=== Recorded information ===
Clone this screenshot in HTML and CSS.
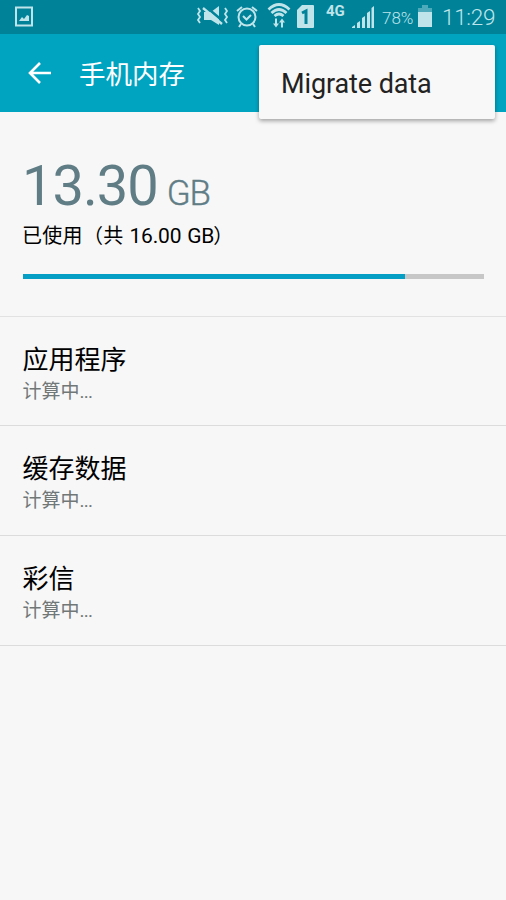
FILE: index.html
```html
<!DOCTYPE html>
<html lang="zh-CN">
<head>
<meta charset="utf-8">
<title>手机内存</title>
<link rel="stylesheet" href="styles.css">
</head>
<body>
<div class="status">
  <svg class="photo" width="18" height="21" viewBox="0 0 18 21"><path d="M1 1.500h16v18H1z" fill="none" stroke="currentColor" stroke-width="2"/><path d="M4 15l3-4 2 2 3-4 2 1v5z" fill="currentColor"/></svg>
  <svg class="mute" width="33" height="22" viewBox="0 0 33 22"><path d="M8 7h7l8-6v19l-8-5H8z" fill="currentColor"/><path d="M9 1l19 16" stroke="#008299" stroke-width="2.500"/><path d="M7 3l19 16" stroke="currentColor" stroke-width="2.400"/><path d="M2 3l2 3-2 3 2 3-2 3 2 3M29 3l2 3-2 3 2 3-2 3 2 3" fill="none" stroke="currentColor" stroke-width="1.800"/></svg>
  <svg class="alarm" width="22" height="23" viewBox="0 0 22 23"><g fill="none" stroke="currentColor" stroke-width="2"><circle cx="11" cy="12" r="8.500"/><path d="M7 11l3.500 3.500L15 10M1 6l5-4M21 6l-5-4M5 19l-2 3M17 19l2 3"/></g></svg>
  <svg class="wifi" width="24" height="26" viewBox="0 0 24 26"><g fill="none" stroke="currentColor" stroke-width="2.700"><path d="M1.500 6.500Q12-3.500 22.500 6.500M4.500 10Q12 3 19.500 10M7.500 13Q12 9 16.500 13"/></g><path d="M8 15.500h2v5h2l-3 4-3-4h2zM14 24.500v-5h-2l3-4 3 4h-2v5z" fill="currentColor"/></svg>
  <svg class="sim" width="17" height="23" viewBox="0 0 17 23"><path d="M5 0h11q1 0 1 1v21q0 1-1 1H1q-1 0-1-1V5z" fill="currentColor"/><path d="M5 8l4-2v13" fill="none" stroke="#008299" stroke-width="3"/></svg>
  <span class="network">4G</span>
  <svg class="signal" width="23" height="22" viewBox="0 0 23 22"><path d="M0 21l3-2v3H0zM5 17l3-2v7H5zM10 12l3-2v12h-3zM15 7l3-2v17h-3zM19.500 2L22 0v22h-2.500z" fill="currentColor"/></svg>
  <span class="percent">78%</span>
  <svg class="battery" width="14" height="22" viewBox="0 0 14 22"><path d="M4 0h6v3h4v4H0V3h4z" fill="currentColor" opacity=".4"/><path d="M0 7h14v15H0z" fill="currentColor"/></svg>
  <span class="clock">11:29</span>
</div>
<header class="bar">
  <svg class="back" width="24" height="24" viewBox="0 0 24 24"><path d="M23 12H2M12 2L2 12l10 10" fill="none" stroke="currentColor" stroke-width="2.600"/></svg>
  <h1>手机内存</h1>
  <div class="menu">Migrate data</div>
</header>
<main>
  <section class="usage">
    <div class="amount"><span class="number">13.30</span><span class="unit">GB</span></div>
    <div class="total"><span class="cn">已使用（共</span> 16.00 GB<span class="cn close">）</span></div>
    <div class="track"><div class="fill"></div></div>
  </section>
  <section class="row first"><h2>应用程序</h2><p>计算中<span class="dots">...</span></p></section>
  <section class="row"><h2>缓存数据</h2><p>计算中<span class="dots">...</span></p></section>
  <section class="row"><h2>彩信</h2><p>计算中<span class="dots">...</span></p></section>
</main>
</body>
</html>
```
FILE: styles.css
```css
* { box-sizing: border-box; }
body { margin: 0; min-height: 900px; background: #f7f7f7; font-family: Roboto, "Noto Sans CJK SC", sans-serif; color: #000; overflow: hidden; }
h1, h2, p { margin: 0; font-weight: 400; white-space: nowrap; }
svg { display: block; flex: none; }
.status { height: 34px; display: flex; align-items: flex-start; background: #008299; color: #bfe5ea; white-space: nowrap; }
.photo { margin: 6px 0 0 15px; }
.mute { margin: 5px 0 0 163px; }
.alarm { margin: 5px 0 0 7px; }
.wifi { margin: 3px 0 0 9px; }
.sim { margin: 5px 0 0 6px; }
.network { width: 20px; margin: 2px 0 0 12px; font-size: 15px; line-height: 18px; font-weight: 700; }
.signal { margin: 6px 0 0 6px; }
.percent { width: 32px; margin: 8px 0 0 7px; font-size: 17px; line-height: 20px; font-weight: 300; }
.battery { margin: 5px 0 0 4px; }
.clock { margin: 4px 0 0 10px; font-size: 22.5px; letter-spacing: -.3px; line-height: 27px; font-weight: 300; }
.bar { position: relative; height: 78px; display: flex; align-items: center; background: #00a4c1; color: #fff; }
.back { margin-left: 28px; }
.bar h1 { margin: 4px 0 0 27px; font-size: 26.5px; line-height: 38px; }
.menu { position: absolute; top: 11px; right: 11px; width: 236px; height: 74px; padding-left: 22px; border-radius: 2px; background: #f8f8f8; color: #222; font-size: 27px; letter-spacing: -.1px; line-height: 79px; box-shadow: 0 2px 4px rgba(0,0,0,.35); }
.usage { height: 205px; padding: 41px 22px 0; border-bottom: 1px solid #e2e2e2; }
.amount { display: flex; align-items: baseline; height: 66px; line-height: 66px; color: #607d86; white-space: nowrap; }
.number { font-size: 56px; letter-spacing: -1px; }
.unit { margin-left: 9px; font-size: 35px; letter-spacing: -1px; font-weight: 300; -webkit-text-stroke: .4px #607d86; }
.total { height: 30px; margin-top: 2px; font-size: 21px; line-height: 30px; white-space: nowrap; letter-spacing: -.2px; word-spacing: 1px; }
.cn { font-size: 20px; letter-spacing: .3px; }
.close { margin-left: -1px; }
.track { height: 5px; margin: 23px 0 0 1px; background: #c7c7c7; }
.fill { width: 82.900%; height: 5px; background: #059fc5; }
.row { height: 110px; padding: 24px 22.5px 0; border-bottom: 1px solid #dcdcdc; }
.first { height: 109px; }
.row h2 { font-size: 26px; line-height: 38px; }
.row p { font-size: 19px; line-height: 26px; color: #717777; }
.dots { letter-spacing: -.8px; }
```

=== Required work ===
Return the whole listing, word for word, and leave out every picture.

=== Output for this task ===
Clone this screenshot in HTML and CSS.
FILE: index.html
```html
<!DOCTYPE html>
<html lang="zh-CN">
<head>
<meta charset="utf-8">
<title>手机内存</title>
<link rel="stylesheet" href="styles.css">
</head>
<body>
<div class="status">
  <svg class="photo" width="18" height="21" viewBox="0 0 18 21"><path d="M1 1.500h16v18H1z" fill="none" stroke="currentColor" stroke-width="2"/><path d="M4 15l3-4 2 2 3-4 2 1v5z" fill="currentColor"/></svg>
  <svg class="mute" width="33" height="22" viewBox="0 0 33 22"><path d="M8 7h7l8-6v19l-8-5H8z" fill="currentColor"/><path d="M9 1l19 16" stroke="#008299" stroke-width="2.500"/><path d="M7 3l19 16" stroke="currentColor" stroke-width="2.400"/><path d="M2 3l2 3-2 3 2 3-2 3 2 3M29 3l2 3-2 3 2 3-2 3 2 3" fill="none" stroke="currentColor" stroke-width="1.800"/></svg>
  <svg class="alarm" width="22" height="23" viewBox="0 0 22 23"><g fill="none" stroke="currentColor" stroke-width="2"><circle cx="11" cy="12" r="8.500"/><path d="M7 11l3.500 3.500L15 10M1 6l5-4M21 6l-5-4M5 19l-2 3M17 19l2 3"/></g></svg>
  <svg class="wifi" width="24" height="26" viewBox="0 0 24 26"><g fill="none" stroke="currentColor" stroke-width="2.700"><path d="M1.500 6.500Q12-3.500 22.500 6.500M4.500 10Q12 3 19.500 10M7.500 13Q12 9 16.500 13"/></g><path d="M8 15.500h2v5h2l-3 4-3-4h2zM14 24.500v-5h-2l3-4 3 4h-2v5z" fill="currentColor"/></svg>
  <svg class="sim" width="17" height="23" viewBox="0 0 17 23"><path d="M5 0h11q1 0 1 1v21q0 1-1 1H1q-1 0-1-1V5z" fill="currentColor"/><path d="M5 8l4-2v13" fill="none" stroke="#008299" stroke-width="3"/></svg>
  <span class="network">4G</span>
  <svg class="signal" width="23" height="22" viewBox="0 0 23 22"><path d="M0 21l3-2v3H0zM5 17l3-2v7H5zM10 12l3-2v12h-3zM15 7l3-2v17h-3zM19.500 2L22 0v22h-2.500z" fill="currentColor"/></svg>
  <span class="percent">78%</span>
  <svg class="battery" width="14" height="22" viewBox="0 0 14 22"><path d="M4 0h6v3h4v4H0V3h4z" fill="currentColor" opacity=".4"/><path d="M0 7h14v15H0z" fill="currentColor"/></svg>
  <span class="clock">11:29</span>
</div>
<header class="bar">
  <svg class="back" width="24" height="24" viewBox="0 0 24 24"><path d="M23 12H2M12 2L2 12l10 10" fill="none" stroke="currentColor" stroke-width="2.600"/></svg>
  <h1>手机内存</h1>
  <div class="menu">Migrate data</div>
</header>
<main>
  <section class="usage">
    <div class="amount"><span class="number">13.30</span><span class="unit">GB</span></div>
    <div class="total"><span class="cn">已使用（共</span> 16.00 GB<span class="cn close">）</span></div>
    <div class="track"><div class="fill"></div></div>
  </section>
  <section class="row first"><h2>应用程序</h2><p>计算中<span class="dots">...</span></p></section>
  <section class="row"><h2>缓存数据</h2><p>计算中<span class="dots">...</span></p></section>
  <section class="row"><h2>彩信</h2><p>计算中<span class="dots">...</span></p></section>
</main>
</body>
</html>
```
FILE: styles.css
```css
* { box-sizing: border-box; }
body { margin: 0; min-height: 900px; background: #f7f7f7; font-family: Roboto, "Noto Sans CJK SC", sans-serif; color: #000; overflow: hidden; }
h1, h2, p { margin: 0; font-weight: 400; white-space: nowrap; }
svg { display: block; flex: none; }
.status { height: 34px; display: flex; align-items: flex-start; background: #008299; color: #bfe5ea; white-space: nowrap; }
.photo { margin: 6px 0 0 15px; }
.mute { margin: 5px 0 0 163px; }
.alarm { margin: 5px 0 0 7px; }
.wifi { margin: 3px 0 0 9px; }
.sim { margin: 5px 0 0 6px; }
.network { width: 20px; margin: 2px 0 0 12px; font-size: 15px; line-height: 18px; font-weight: 700; }
.signal { margin: 6px 0 0 6px; }
.percent { width: 32px; margin: 8px 0 0 7px; font-size: 17px; line-height: 20px; font-weight: 300; }
.battery { margin: 5px 0 0 4px; }
.clock { margin: 4px 0 0 10px; font-size: 22.5px; letter-spacing: -.3px; line-height: 27px; font-weight: 300; }
.bar { position: relative; height: 78px; display: flex; align-items: center; background: #00a4c1; color: #fff; }
.back { margin-left: 28px; }
.bar h1 { margin: 4px 0 0 27px; font-size: 26.5px; line-height: 38px; }
.menu { position: absolute; top: 11px; right: 11px; width: 236px; height: 74px; padding-left: 22px; border-radius: 2px; background: #f8f8f8; color: #222; font-size: 27px; letter-spacing: -.1px; line-height: 79px; box-shadow: 0 2px 4px rgba(0,0,0,.35); }
.usage { height: 205px; padding: 41px 22px 0; border-bottom: 1px solid #e2e2e2; }
.amount { display: flex; align-items: baseline; height: 66px; line-height: 66px; color: #607d86; white-space: nowrap; }
.number { font-size: 56px; letter-spacing: -1px; }
.unit { margin-left: 9px; font-size: 35px; letter-spacing: -1px; font-weight: 300; -webkit-text-stroke: .4px #607d86; }
.total { height: 30px; margin-top: 2px; font-size: 21px; line-height: 30px; white-space: nowrap; letter-spacing: -.2px; word-spacing: 1px; }
.cn { font-size: 20px; letter-spacing: .3px; }
.close { margin-left: -1px; }
.track { height: 5px; margin: 23px 0 0 1px; background: #c7c7c7; }
.fill { width: 82.900%; height: 5px; background: #059fc5; }
.row { height: 110px; padding: 24px 22.5px 0; border-bottom: 1px solid #dcdcdc; }
.first { height: 109px; }
.row h2 { font-size: 26px; line-height: 38px; }
.row p { font-size: 19px; line-height: 26px; color: #717777; }
.dots { letter-spacing: -.8px; }
```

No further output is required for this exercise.